Kanyenda v National Bank of Malawi (IRC 101 of 2007 ) ( of ) [2007] MWIRC 33 (04 June 2007);




MATTER NO. IRC 101 OF 2007


KANYENDA……………………….……………………… ……………...APPLICANT



CORAM: R. Zibelu Banda (Ms); Chairperson
Kanyenda of Counsel for the Applicant
Bandawe of Counsel for the Respondent
Chinkudzu; Official Interpreter


Severance allowance-Qualifications-Disqualifications-Whether retired employees are disqualified from receiving severance allowance


The applicant was employed by the respondent bank for number years not in dispute. The applicant then reached retirement age and his retirement package was calculated and made available to him. The applicant was not paid severance allowance because the respondent was of the view that severance allowance was not payable to employees whose services were terminated through reaching retirement age. The applicant took up this action to enforce his right to severance allowance.

The Law

Severance allowance is provided for under section 35 of the Employment Act 2000. It provides that on termination of contract, by mutual agreement with the employer or unilaterally by the employer, an employee shall be entitled to be paid by the employer, at the time of termination, a severance allowance to be calculated in accordance with the First Schedule.

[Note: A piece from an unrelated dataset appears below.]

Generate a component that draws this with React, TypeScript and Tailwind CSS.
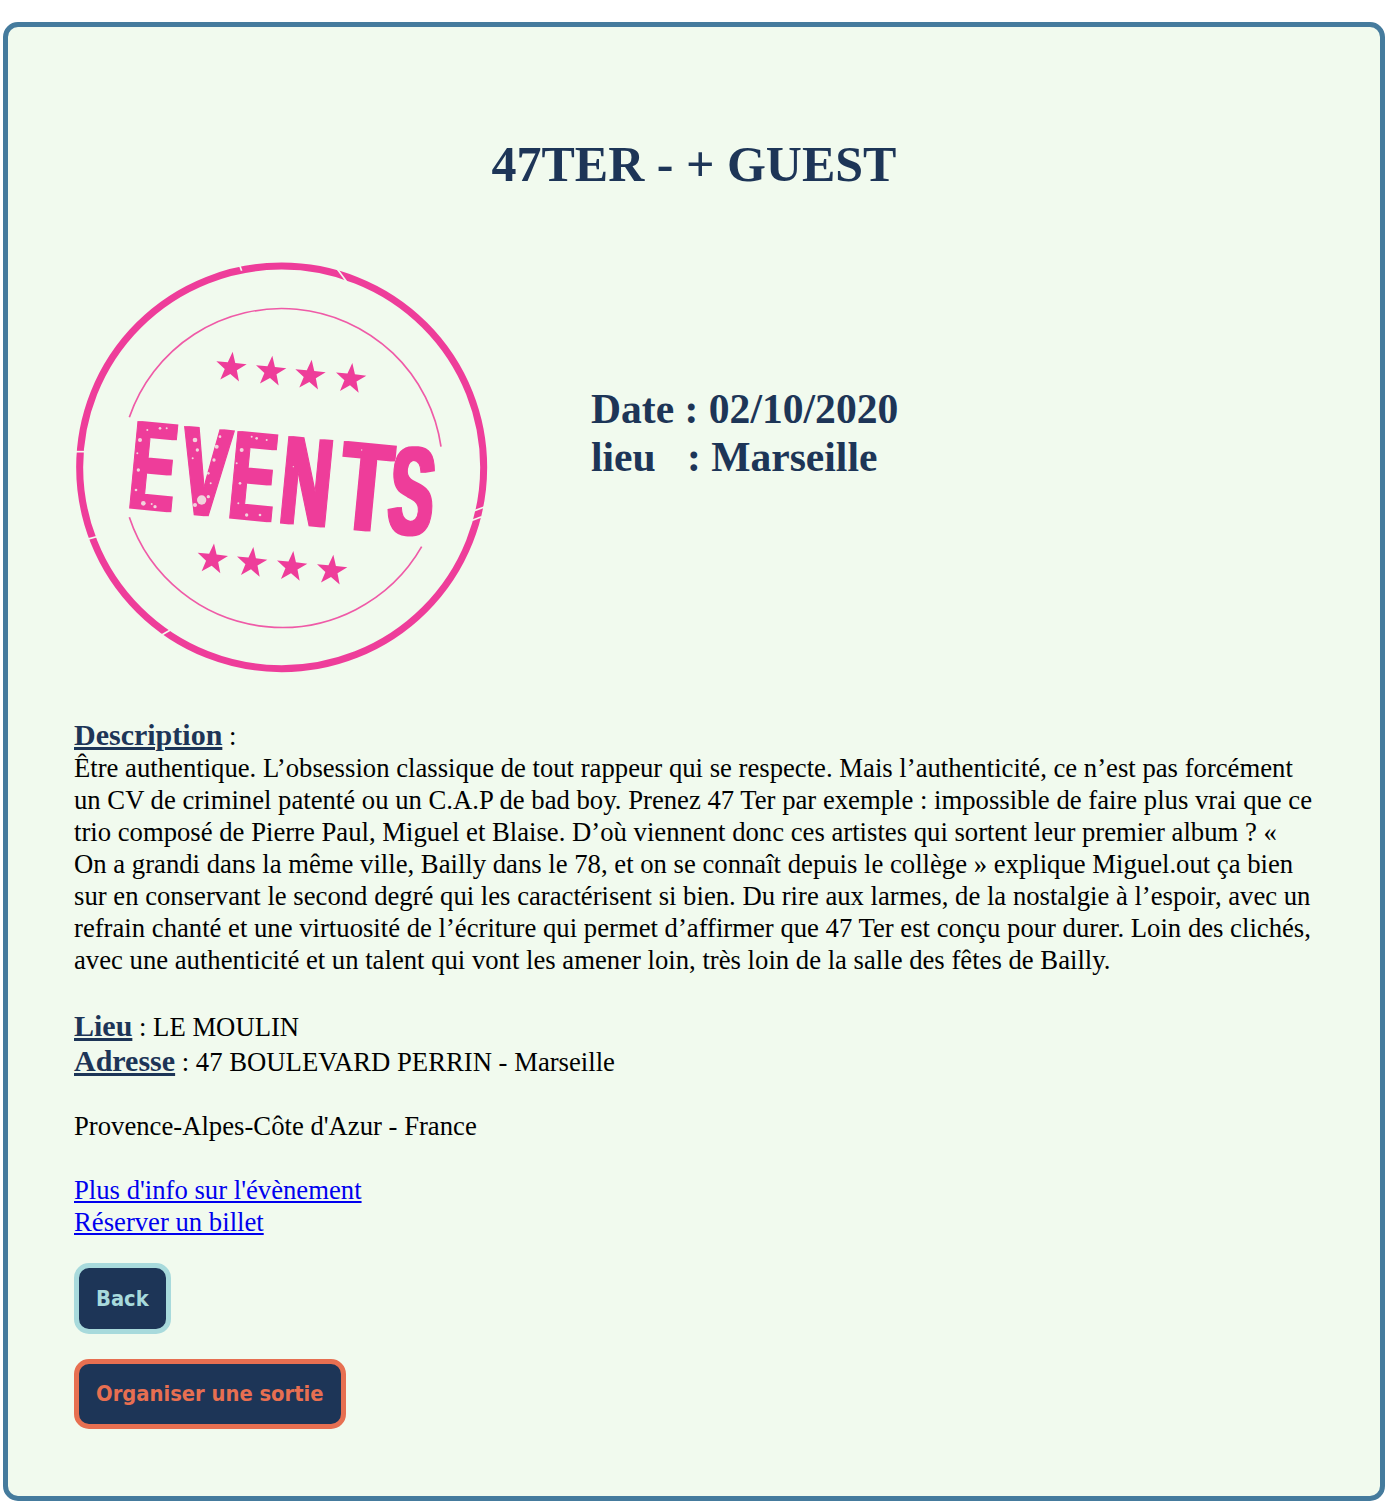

In section 35 (6) the Act provides exceptions to payment of severance allowance. The exceptions include persons whose contracts are terminated fairly for a misconduct, those serving probationary period, those who unreasonably refuses an offer of re-employment, those employed by a partnership and the termination results from the dissolution of the partnership, those employed by a personal employer whose termination is terminated by death of that employer and is re-employment by the deceased’s representative or refuses such employment.

The above are situations under which severance allowance is not payable. It was held in Japan International Co-operation Agency v Jere [Civil Appeal Number 25/2002 (unreported)] HC that; if age of the employee was going to be a material factor, it could have been covered under section 35(6) of the Act. In this instant matter, this court is of the same view that if retired age was a material factor in excluding employees from receiving severance allowance it would have been covered. In fact, the issue in Jere hinged on retirement age and the court further held that:

It should have been expressly provided that section 35(1) shall not apply where the employee reaches retirement age or retires. The exclusion of this aspect was intentionally done by Parliament to enable a long serving obedient employee to pocket severance allowance whether with pension or not.

This legal position was followed in subsequent cases including in the matter of Bakasi v Sugar Corporation of Malawi [Civil Cause Number 559/2004 (unreported)] where the court held that:

Contracts with provisions on retirement age have never been classified before as fixed contracts. If the law wanted them henceforth to be known it would have classified them thus in very clear manner. By virtue of a mutually agreed term on retirement, severance allowance was due.

Bakasi is promulgating the fact that termination of contract on basis of reaching retirement age is a mutual termination. Parties mutually agree on a manner of termination just like they would agree on notice provisions. In this sense they agree that the employment would be terminated on reaching a certain age or working for a specified period of time but not in the sense of contract fixed by time.


Therefore because parties mutually agreed on the term of termination especially in this regard that termination would occur upon reaching a specified retirement age, severance allowance is payable under section 35(1) of the Employment Act. The court so finds.


Any party aggrieved by this decision is at liberty to appeal to the High Court within 30 days of this ruling.

Pronounced this 4th day of June 2007 at Blantyre.